Em março de 2023, o STF determinou que as audiências de custódia fossem realizadas em todos os tipos de prisão, não só as executadas em flagrante. Com isso, pessoas presas de forma preventiva ou temporária (antes da condenação, para evitar fuga, prejuízo às investigações ou prática de novos crimes), para serem extraditadas e para iniciarem o cumprimento de pena, após condenação definitiva, também passaram a ter a prisão avaliada em 24 horas.
Congresso ainda tenta restringir medida
Desde sua implementação nacional, o Congresso tentou se insurgir contra a audiência de custódia. Ainda em 2016, o deputado Eduardo Bolsonaro (PL-RJ) apresentou projeto de decreto legislativo para sustar a norma do CNJ. Apontou inconstitucionalidade formal e argumentou que a audiência de custódia promoveria uma “inversão de valores e papéis”.
“A prática reiterada de atos criminosos gera sensação de impunidade, que estimula os criminosos, apavora os cidadãos e acarreta aos policiais um sentimento de impotência, frente ao retrabalho diário a que estão submetidos esses profissionais. As audiências de custódia, instituídas por ato normativo do Conselho Nacional de Justiça (CNJ), órgão integrante do Poder Judiciário, agravaram tal sensação ao estabelecer uma inversão de valores e papéis em que os investigados passaram a ser, prioritariamente, os agentes policiais responsáveis pelas prisões, e os criminosos de fato foram travestidos de vítimas em potencial, independente da natureza ou gravidade da infração penal praticada”, disse na proposta.

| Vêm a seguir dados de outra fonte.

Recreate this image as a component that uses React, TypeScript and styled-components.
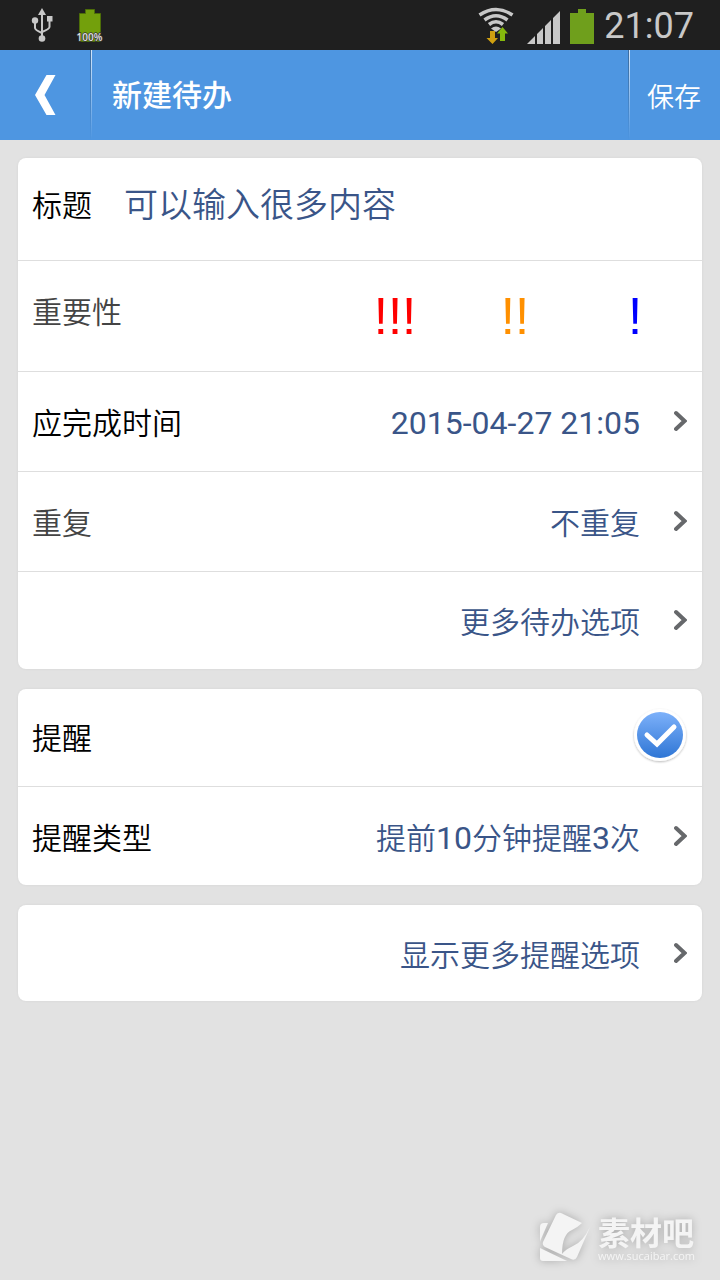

Com o tempo, o projeto perdeu força e ficou parado, especialmente a partir de 2019, quando a audiência de custódia foi aprovada em lei, dentro do pacote anticrime.
Nos últimos anos, a oposição passou a defender regras mais restritivas para sua realização. Há um projeto na Câmara, por exemplo, do deputado Kim Kataguiri (União-SP), para impedir a concessão de liberdade provisória de criminosos reincidentes e que cometem crimes reiteradamente. No Senado, há proposta para tornar obrigatória a audiência de custódia apenas nos casos em que o acusado não é reincidente ou tem bons antecedentes. Apresentados entre 2022 e 2023, os projetos ainda estão em fase inicial.